# Exercise objective:
The material below should be written out in full and exactly; pictures stay out of the copy.

┌──

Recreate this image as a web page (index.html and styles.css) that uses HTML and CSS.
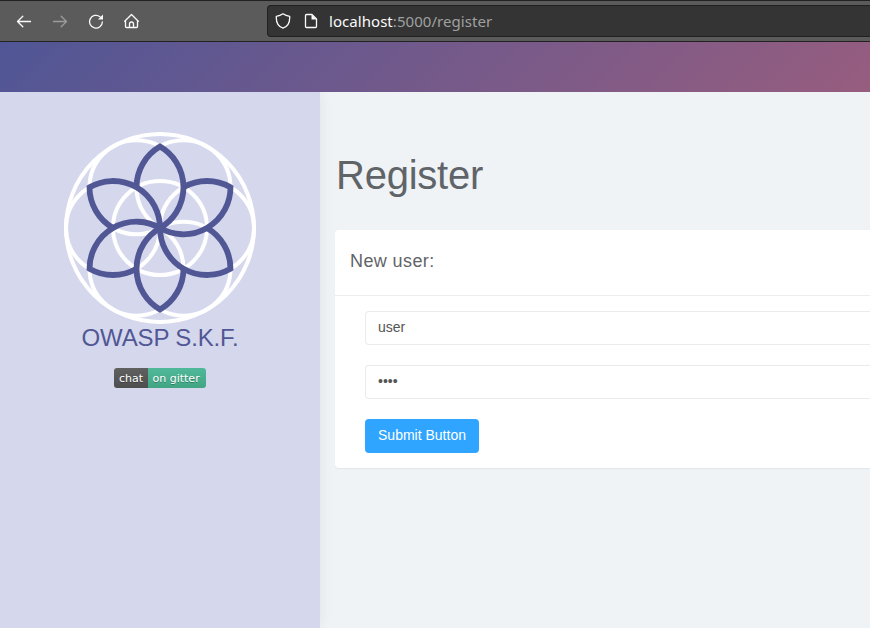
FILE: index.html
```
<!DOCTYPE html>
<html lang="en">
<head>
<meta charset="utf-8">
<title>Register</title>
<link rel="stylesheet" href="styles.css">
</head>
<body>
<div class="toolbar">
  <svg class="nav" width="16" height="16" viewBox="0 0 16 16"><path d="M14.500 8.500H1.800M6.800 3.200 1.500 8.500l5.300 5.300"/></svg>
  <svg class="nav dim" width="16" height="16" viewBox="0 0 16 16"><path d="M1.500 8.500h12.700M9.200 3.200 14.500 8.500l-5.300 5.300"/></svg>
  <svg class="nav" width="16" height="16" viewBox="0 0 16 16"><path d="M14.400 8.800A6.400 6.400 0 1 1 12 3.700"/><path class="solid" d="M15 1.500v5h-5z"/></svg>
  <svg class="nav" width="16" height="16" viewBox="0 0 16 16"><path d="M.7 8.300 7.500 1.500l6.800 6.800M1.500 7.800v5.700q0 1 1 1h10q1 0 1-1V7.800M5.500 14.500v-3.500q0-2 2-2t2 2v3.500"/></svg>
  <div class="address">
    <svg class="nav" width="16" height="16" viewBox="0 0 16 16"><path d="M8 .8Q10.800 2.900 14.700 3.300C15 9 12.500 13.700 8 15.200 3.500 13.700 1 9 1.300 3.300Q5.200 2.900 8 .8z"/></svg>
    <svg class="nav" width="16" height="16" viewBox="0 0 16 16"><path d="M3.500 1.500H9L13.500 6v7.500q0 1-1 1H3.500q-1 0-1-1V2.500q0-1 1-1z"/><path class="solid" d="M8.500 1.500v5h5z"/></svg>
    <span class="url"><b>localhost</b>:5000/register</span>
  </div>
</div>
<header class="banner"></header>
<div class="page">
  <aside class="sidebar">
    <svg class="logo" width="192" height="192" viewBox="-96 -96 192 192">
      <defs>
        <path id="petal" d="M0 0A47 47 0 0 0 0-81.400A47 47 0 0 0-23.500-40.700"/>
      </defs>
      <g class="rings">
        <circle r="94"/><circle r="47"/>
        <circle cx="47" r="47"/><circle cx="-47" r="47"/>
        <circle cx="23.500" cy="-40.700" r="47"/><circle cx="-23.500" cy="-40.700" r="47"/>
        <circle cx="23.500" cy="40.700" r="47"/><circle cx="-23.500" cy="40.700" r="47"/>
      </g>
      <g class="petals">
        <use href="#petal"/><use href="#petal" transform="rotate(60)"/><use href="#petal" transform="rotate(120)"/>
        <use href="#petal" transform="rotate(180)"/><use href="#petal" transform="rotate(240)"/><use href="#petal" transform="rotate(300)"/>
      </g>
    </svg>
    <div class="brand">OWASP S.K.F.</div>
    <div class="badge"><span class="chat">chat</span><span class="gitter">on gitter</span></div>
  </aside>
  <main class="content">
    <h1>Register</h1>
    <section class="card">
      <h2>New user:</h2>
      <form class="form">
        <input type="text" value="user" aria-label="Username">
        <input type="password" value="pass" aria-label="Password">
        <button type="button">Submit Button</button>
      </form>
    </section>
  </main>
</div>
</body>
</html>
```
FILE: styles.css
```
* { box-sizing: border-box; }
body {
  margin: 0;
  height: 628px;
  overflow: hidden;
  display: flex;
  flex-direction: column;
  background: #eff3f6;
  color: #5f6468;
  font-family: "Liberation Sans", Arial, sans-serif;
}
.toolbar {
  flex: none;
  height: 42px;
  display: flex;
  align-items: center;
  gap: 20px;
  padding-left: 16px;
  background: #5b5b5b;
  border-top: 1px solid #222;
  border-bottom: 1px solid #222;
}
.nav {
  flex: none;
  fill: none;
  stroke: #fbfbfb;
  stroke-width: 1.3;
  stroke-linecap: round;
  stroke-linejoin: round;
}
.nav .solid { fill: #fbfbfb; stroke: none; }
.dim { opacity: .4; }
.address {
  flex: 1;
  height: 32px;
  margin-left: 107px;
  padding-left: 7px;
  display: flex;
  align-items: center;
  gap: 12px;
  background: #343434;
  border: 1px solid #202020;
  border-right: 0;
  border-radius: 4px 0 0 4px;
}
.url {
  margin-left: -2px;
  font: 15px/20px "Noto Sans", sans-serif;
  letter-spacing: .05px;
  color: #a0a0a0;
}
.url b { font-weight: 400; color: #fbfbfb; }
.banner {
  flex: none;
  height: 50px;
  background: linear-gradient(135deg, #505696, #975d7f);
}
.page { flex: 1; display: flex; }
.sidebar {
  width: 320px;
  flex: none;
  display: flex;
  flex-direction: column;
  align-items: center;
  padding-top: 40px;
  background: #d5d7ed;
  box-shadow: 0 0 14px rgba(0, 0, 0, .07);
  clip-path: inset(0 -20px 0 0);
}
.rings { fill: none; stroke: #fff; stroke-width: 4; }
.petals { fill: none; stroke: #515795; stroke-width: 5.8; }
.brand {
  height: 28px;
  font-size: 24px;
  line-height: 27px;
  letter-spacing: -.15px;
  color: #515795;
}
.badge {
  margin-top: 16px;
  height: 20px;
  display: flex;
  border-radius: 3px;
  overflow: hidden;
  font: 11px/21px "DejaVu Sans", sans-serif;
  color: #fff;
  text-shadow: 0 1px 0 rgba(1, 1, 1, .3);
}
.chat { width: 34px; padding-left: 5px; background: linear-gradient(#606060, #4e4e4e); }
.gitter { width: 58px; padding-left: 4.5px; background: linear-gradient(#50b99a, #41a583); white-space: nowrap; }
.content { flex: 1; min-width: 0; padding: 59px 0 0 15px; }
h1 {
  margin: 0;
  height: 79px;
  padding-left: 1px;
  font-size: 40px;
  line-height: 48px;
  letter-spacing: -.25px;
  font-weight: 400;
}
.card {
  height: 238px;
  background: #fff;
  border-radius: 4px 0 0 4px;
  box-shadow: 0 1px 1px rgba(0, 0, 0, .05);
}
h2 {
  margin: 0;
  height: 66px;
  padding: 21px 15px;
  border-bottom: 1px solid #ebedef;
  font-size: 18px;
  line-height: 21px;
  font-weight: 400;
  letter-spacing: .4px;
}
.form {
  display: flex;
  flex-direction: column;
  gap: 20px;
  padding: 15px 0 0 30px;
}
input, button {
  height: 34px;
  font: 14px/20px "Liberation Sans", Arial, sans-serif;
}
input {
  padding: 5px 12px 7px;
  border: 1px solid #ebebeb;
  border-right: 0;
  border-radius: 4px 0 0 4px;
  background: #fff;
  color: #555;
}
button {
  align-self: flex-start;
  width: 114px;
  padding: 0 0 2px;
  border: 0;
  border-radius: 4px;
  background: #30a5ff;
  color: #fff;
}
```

└──

# Exercise output:
Recreate this image as a web page (index.html and styles.css) that uses HTML and CSS.
FILE: index.html
```
<!DOCTYPE html>
<html lang="en">
<head>
<meta charset="utf-8">
<title>Register</title>
<link rel="stylesheet" href="styles.css">
</head>
<body>
<div class="toolbar">
  <svg class="nav" width="16" height="16" viewBox="0 0 16 16"><path d="M14.500 8.500H1.800M6.800 3.200 1.500 8.500l5.300 5.300"/></svg>
  <svg class="nav dim" width="16" height="16" viewBox="0 0 16 16"><path d="M1.500 8.500h12.700M9.200 3.200 14.500 8.500l-5.300 5.300"/></svg>
  <svg class="nav" width="16" height="16" viewBox="0 0 16 16"><path d="M14.400 8.800A6.400 6.400 0 1 1 12 3.700"/><path class="solid" d="M15 1.500v5h-5z"/></svg>
  <svg class="nav" width="16" height="16" viewBox="0 0 16 16"><path d="M.7 8.300 7.500 1.500l6.800 6.800M1.500 7.800v5.700q0 1 1 1h10q1 0 1-1V7.800M5.500 14.500v-3.500q0-2 2-2t2 2v3.500"/></svg>
  <div class="address">
    <svg class="nav" width="16" height="16" viewBox="0 0 16 16"><path d="M8 .8Q10.800 2.900 14.700 3.300C15 9 12.500 13.700 8 15.200 3.500 13.700 1 9 1.300 3.300Q5.200 2.900 8 .8z"/></svg>
    <svg class="nav" width="16" height="16" viewBox="0 0 16 16"><path d="M3.500 1.500H9L13.500 6v7.500q0 1-1 1H3.500q-1 0-1-1V2.500q0-1 1-1z"/><path class="solid" d="M8.500 1.500v5h5z"/></svg>
    <span class="url"><b>localhost</b>:5000/register</span>
  </div>
</div>
<header class="banner"></header>
<div class="page">
  <aside class="sidebar">
    <svg class="logo" width="192" height="192" viewBox="-96 -96 192 192">
      <defs>
        <path id="petal" d="M0 0A47 47 0 0 0 0-81.400A47 47 0 0 0-23.500-40.700"/>
      </defs>
      <g class="rings">
        <circle r="94"/><circle r="47"/>
        <circle cx="47" r="47"/><circle cx="-47" r="47"/>
        <circle cx="23.500" cy="-40.700" r="47"/><circle cx="-23.500" cy="-40.700" r="47"/>
        <circle cx="23.500" cy="40.700" r="47"/><circle cx="-23.500" cy="40.700" r="47"/>
      </g>
      <g class="petals">
        <use href="#petal"/><use href="#petal" transform="rotate(60)"/><use href="#petal" transform="rotate(120)"/>
        <use href="#petal" transform="rotate(180)"/><use href="#petal" transform="rotate(240)"/><use href="#petal" transform="rotate(300)"/>
      </g>
    </svg>
    <div class="brand">OWASP S.K.F.</div>
    <div class="badge"><span class="chat">chat</span><span class="gitter">on gitter</span></div>
  </aside>
  <main class="content">
    <h1>Register</h1>
    <section class="card">
      <h2>New user:</h2>
      <form class="form">
        <input type="text" value="user" aria-label="Username">
        <input type="password" value="pass" aria-label="Password">
        <button type="button">Submit Button</button>
      </form>
    </section>
  </main>
</div>
</body>
</html>
```
FILE: styles.css
```
* { box-sizing: border-box; }
body {
  margin: 0;
  height: 628px;
  overflow: hidden;
  display: flex;
  flex-direction: column;
  background: #eff3f6;
  color: #5f6468;
  font-family: "Liberation Sans", Arial, sans-serif;
}
.toolbar {
  flex: none;
  height: 42px;
  display: flex;
  align-items: center;
  gap: 20px;
  padding-left: 16px;
  background: #5b5b5b;
  border-top: 1px solid #222;
  border-bottom: 1px solid #222;
}
.nav {
  flex: none;
  fill: none;
  stroke: #fbfbfb;
  stroke-width: 1.3;
  stroke-linecap: round;
  stroke-linejoin: round;
}
.nav .solid { fill: #fbfbfb; stroke: none; }
.dim { opacity: .4; }
.address {
  flex: 1;
  height: 32px;
  margin-left: 107px;
  padding-left: 7px;
  display: flex;
  align-items: center;
  gap: 12px;
  background: #343434;
  border: 1px solid #202020;
  border-right: 0;
  border-radius: 4px 0 0 4px;
}
.url {
  margin-left: -2px;
  font: 15px/20px "Noto Sans", sans-serif;
  letter-spacing: .05px;
  color: #a0a0a0;
}
.url b { font-weight: 400; color: #fbfbfb; }
.banner {
  flex: none;
  height: 50px;
  background: linear-gradient(135deg, #505696, #975d7f);
}
.page { flex: 1; display: flex; }
.sidebar {
  width: 320px;
  flex: none;
  display: flex;
  flex-direction: column;
  align-items: center;
  padding-top: 40px;
  background: #d5d7ed;
  box-shadow: 0 0 14px rgba(0, 0, 0, .07);
  clip-path: inset(0 -20px 0 0);
}
.rings { fill: none; stroke: #fff; stroke-width: 4; }
.petals { fill: none; stroke: #515795; stroke-width: 5.8; }
.brand {
  height: 28px;
  font-size: 24px;
  line-height: 27px;
  letter-spacing: -.15px;
  color: #515795;
}
.badge {
  margin-top: 16px;
  height: 20px;
  display: flex;
  border-radius: 3px;
  overflow: hidden;
  font: 11px/21px "DejaVu Sans", sans-serif;
  color: #fff;
  text-shadow: 0 1px 0 rgba(1, 1, 1, .3);
}
.chat { width: 34px; padding-left: 5px; background: linear-gradient(#606060, #4e4e4e); }
.gitter { width: 58px; padding-left: 4.5px; background: linear-gradient(#50b99a, #41a583); white-space: nowrap; }
.content { flex: 1; min-width: 0; padding: 59px 0 0 15px; }
h1 {
  margin: 0;
  height: 79px;
  padding-left: 1px;
  font-size: 40px;
  line-height: 48px;
  letter-spacing: -.25px;
  font-weight: 400;
}
.card {
  height: 238px;
  background: #fff;
  border-radius: 4px 0 0 4px;
  box-shadow: 0 1px 1px rgba(0, 0, 0, .05);
}
h2 {
  margin: 0;
  height: 66px;
  padding: 21px 15px;
  border-bottom: 1px solid #ebedef;
  font-size: 18px;
  line-height: 21px;
  font-weight: 400;
  letter-spacing: .4px;
}
.form {
  display: flex;
  flex-direction: column;
  gap: 20px;
  padding: 15px 0 0 30px;
}
input, button {
  height: 34px;
  font: 14px/20px "Liberation Sans", Arial, sans-serif;
}
input {
  padding: 5px 12px 7px;
  border: 1px solid #ebebeb;
  border-right: 0;
  border-radius: 4px 0 0 4px;
  background: #fff;
  color: #555;
}
button {
  align-self: flex-start;
  width: 114px;
  padding: 0 0 2px;
  border: 0;
  border-radius: 4px;
  background: #30a5ff;
  color: #fff;
}
```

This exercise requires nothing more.